» Work required
Search the listing below for the string "full" and show each line that contains it.

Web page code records

* START *

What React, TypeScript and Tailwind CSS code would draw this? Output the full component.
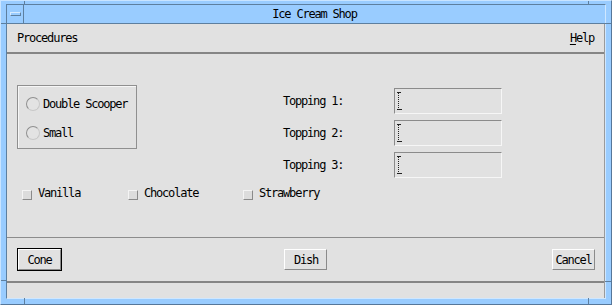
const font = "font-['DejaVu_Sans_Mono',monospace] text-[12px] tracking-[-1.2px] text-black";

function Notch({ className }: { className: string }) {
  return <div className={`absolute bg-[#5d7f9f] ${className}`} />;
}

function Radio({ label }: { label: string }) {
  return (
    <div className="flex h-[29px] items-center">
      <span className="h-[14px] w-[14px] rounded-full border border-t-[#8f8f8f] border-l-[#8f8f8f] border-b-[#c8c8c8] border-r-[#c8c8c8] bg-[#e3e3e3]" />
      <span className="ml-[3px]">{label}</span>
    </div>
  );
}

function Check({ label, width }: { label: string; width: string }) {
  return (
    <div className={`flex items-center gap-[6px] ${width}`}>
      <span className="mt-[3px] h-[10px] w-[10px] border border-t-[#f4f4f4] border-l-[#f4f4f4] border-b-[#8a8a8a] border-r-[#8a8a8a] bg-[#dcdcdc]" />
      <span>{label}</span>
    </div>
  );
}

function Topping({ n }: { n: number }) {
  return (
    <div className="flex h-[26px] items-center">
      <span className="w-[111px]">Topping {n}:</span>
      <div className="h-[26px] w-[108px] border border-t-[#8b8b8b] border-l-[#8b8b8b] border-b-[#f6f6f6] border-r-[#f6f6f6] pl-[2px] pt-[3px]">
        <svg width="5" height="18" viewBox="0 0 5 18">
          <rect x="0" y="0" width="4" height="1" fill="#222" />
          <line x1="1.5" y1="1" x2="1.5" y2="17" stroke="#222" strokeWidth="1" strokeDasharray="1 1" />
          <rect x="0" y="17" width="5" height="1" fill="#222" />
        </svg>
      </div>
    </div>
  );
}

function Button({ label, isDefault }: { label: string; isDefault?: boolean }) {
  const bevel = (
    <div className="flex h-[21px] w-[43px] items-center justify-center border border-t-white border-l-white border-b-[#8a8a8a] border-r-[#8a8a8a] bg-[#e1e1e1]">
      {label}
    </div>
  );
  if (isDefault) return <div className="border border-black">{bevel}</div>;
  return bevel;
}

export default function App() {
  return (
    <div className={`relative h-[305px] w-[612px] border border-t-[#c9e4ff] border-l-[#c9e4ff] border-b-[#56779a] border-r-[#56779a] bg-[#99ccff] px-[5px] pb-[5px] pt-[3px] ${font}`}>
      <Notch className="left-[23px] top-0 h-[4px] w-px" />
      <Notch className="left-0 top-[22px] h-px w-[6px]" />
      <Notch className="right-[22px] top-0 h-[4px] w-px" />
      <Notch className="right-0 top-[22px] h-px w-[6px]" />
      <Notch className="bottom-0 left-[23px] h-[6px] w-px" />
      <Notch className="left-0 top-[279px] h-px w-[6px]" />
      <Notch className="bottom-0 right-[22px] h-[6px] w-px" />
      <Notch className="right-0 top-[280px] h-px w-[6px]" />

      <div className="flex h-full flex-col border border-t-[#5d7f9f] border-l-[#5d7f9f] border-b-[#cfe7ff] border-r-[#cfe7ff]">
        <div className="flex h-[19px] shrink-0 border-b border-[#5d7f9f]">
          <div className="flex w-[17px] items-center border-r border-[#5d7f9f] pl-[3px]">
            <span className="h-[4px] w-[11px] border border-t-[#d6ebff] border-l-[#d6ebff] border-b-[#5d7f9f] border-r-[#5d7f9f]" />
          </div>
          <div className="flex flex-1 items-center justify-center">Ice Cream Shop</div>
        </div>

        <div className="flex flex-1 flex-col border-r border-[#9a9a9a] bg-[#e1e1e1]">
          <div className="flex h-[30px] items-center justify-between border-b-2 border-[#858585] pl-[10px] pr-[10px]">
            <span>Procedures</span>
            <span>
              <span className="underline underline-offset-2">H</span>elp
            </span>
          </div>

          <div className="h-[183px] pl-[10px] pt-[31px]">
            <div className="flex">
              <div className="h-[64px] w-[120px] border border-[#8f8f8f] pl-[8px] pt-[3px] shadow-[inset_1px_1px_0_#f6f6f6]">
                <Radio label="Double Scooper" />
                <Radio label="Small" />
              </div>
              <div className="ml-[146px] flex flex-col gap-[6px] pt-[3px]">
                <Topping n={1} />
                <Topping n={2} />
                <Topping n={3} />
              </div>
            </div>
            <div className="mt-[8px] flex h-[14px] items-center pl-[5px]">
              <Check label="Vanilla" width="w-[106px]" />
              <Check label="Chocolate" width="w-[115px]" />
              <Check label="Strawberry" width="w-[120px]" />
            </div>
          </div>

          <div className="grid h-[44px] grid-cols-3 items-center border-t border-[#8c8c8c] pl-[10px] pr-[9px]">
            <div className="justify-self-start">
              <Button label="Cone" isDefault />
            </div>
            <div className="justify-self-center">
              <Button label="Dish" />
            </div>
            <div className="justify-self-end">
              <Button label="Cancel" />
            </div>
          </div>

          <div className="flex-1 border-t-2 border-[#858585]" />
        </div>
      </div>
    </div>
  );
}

* END *
* START *

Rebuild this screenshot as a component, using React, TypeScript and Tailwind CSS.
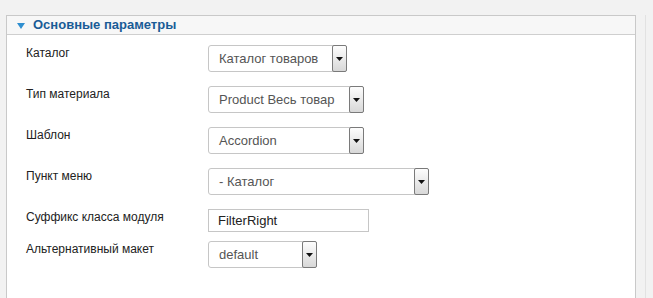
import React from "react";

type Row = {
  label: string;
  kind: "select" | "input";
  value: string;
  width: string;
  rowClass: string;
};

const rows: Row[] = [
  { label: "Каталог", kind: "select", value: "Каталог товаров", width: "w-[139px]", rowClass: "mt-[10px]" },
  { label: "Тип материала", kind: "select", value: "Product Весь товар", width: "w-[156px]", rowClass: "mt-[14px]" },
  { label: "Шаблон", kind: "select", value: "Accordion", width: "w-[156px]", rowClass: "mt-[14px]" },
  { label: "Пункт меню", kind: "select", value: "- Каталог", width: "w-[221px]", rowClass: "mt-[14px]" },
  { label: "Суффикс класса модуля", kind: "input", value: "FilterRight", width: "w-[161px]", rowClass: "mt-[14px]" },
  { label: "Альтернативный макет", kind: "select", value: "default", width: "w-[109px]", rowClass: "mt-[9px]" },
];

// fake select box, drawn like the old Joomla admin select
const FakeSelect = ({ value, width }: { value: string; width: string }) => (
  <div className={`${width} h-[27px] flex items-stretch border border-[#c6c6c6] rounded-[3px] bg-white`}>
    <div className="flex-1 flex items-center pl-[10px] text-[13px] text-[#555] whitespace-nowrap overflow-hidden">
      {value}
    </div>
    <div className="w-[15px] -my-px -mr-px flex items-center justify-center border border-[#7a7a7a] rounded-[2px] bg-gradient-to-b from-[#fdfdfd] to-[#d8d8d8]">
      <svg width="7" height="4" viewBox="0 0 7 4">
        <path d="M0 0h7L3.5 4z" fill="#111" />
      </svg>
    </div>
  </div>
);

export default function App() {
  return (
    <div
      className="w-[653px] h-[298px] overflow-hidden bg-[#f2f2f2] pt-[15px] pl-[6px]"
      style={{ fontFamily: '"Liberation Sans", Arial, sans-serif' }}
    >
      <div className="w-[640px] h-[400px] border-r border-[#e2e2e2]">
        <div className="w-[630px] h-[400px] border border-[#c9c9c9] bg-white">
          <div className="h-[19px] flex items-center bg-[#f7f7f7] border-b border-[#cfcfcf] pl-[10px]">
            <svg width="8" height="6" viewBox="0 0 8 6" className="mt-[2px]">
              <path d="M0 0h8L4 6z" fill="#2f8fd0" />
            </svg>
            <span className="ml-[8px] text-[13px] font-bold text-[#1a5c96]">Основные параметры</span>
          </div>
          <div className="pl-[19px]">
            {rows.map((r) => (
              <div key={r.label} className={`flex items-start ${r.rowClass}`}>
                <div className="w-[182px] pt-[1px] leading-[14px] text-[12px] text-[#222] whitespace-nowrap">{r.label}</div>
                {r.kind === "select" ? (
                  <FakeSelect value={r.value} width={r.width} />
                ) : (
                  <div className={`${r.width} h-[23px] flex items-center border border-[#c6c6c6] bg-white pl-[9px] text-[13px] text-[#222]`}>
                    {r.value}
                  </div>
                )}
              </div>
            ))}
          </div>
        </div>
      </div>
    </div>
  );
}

* END *

» Task output
What React, TypeScript and Tailwind CSS code would draw this? Output the full component.
      <span className="h-[14px] w-[14px] rounded-full border border-t-[#8f8f8f] border-l-[#8f8f8f] border-b-[#c8c8c8] border-r-[#c8c8c8] bg-[#e3e3e3]" />
      <div className="flex h-full flex-col border border-t-[#5d7f9f] border-l-[#5d7f9f] border-b-[#cfe7ff] border-r-[#cfe7ff]">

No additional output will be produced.